The NSA’s Losing Argument
Of the many questions that still surround the National Security Agency’s vast global spying operations, one seems especially pertinent: Do they actually work? That is, have they helped to prevent terrorist attacks against Americans?
In the case of the NSA’s phone-data program -- in which the agency vacuums up information about essentially every call made by Americans -- it’s getting harder and harder for the government to answer yes. The latest evidence comes from a report last week by the Privacy and Civil Liberties Oversight Board, an independent federal agency established on the recommendation of the Sept. 11 Commission to balance the right to liberty against the need to prevent terrorism.
The board -- which had access to classified information -- offered this blunt assessment:
“We have not identified a single instance involving a threat to the United States in which the telephone records program made a concrete difference in the outcome of a counterterrorism investigation,” the report says. “Moreover, we are aware of no instance in which the program directly contributed to the discovery of a previously unknown terrorist plot or the disruption of a terrorist attack.”
In evaluating the NSA’s stunning surveillance capabilities, revealed by former contractor Edward Snowden beginning last June, the question always should be whether the benefits are worth the costs. By now it’s obvious that the oversight of this phone program was insufficient. The benefit of having the records in the first place, however, was always couched in more practical terms by the NSA and its supporters in Congress: It was helping thwart terrorist attacks.
The NSA has asserted that bulk data collection has played some role in disrupting 54 “terrorist events.” Of those, only 12 involved the phone-data program in some capacity. The privacy board examined each in detail. In the only case where the program may have helped the government identify a terrorism suspect -- a San Diego cab driver named Basaaly Moalin, who was sending money to the Somalian terrorist group al-Shabaab -- there was no threat of an attack on the U.S. and no reason to conclude that a bulk data-collection program was necessary to determine the connection.

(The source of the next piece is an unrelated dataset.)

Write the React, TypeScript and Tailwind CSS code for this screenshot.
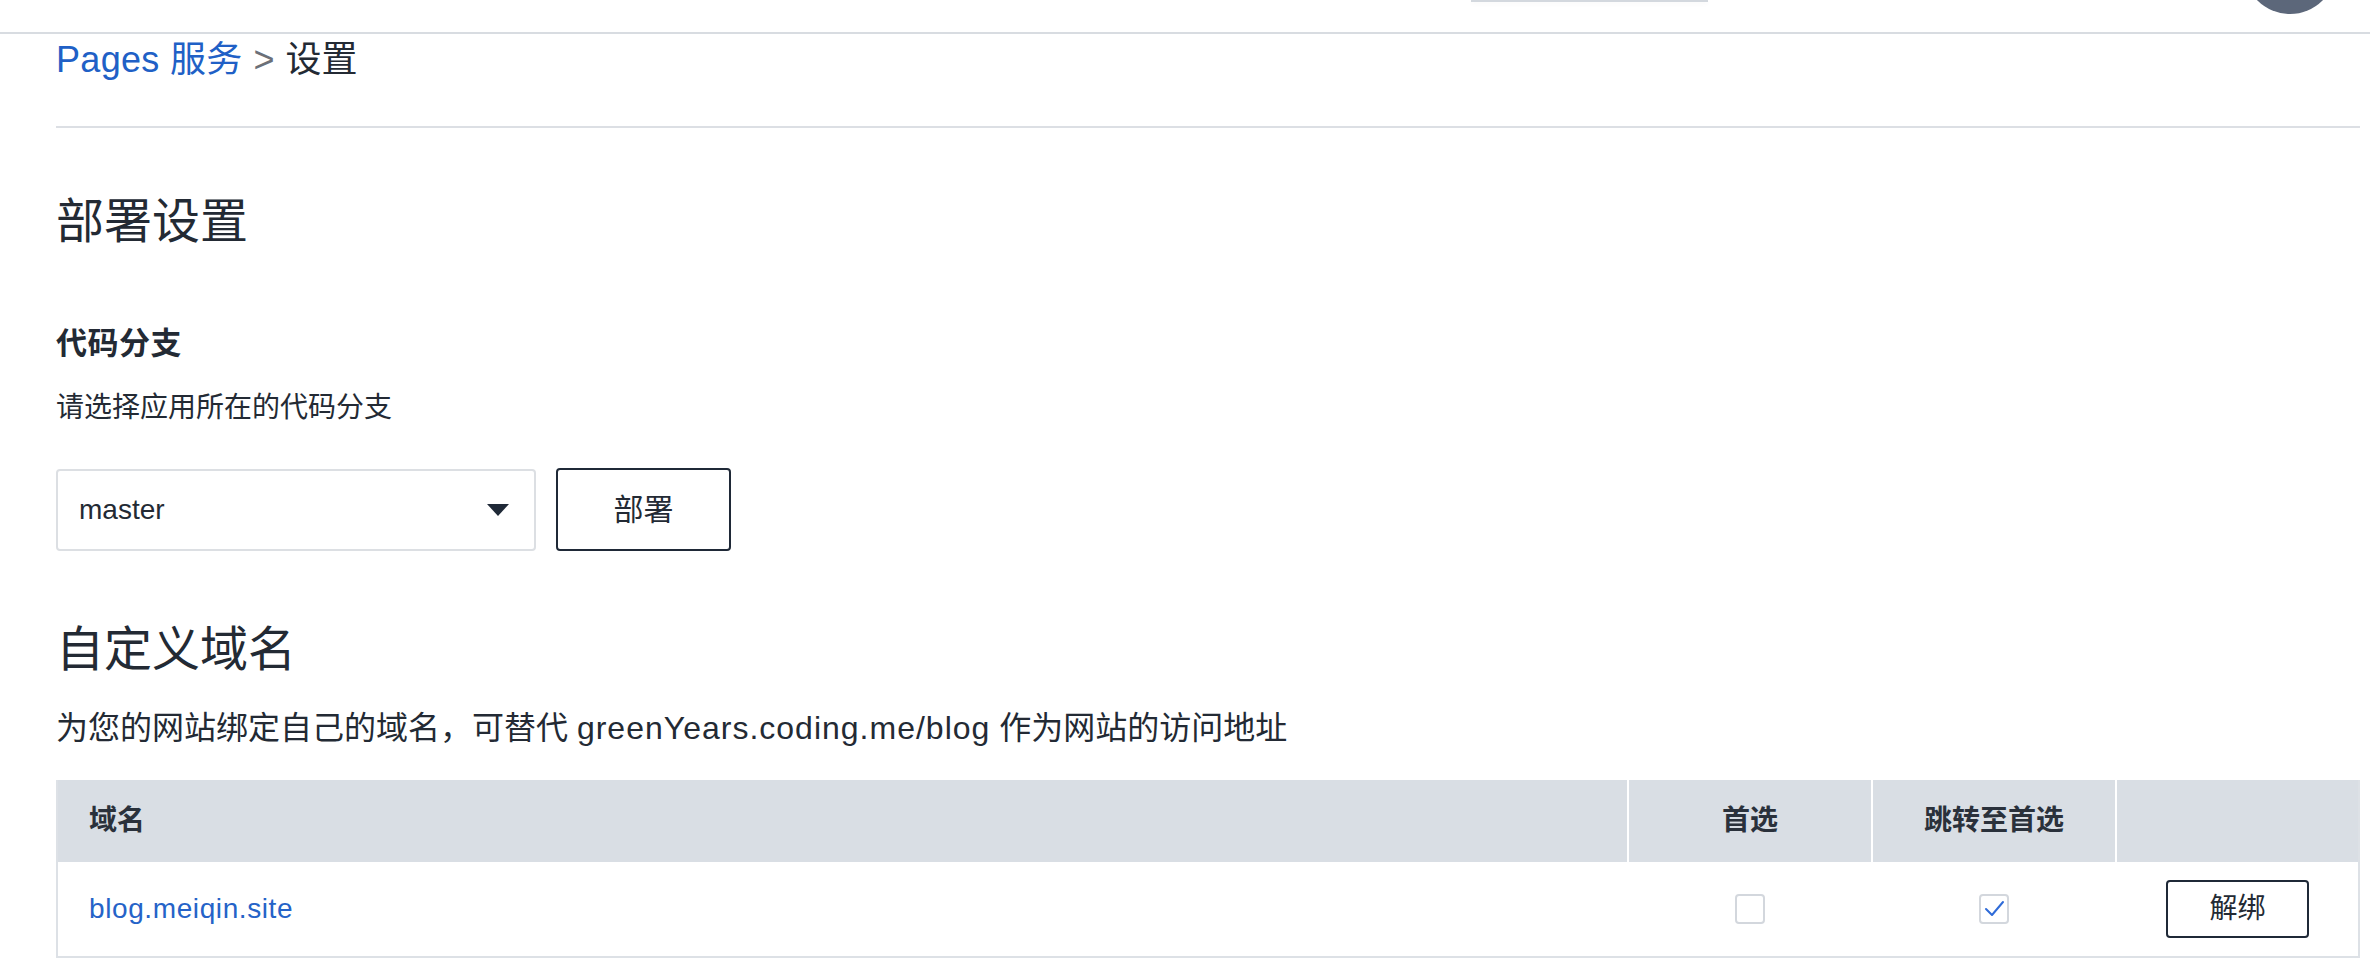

None of which is to say that the program could never prove useful. The privacy board found that bulk collection has some limited benefits: It can help investigators find leads on existing suspects (almost always by corroborating information they already have), and it can help confirm that a foreign terrorist plot does not have a U.S. connection, thus helping conserve law-enforcement resources. The data could also be useful in investigating an attack after the fact. And there could be benefits that the government hasn’t yet revealed.
But all this comes with clear drawbacks. The program is objectively intrusive, unpopular with the public and legally dubious. The most profound cost, of course, is as abstract as the program’s supposed benefits: The simple act of collecting and storing so much personal information on citizens -- in secret, without probable cause -- erodes the very notion of American liberty.
For all that, if the program were essential for stopping terrorist attacks and saving American lives, it might still be worthwhile.
Yet almost everyone who has looked into the program in detail has concluded that it isn’t an essential tool in preventing terrorist attacks and that it has demonstrated little or nothing of unique investigative value. A review group appointed by the president in August came to roughly the same conclusion as the privacy board on this score. So have two members of the Senate intelligence committee. So did a federal judge. Meanwhile, several attempted terrorist attacks on the U.S. -- notably one by Faisal Shahzad, a U.S. citizen who tried to detonate a car bomb in New York’s Times Square -- have evaded the program’s dragnet.
After seven years of evidence, in other words, the basic premise used to rationalize this program has never been validated. What’s left to justify its costs?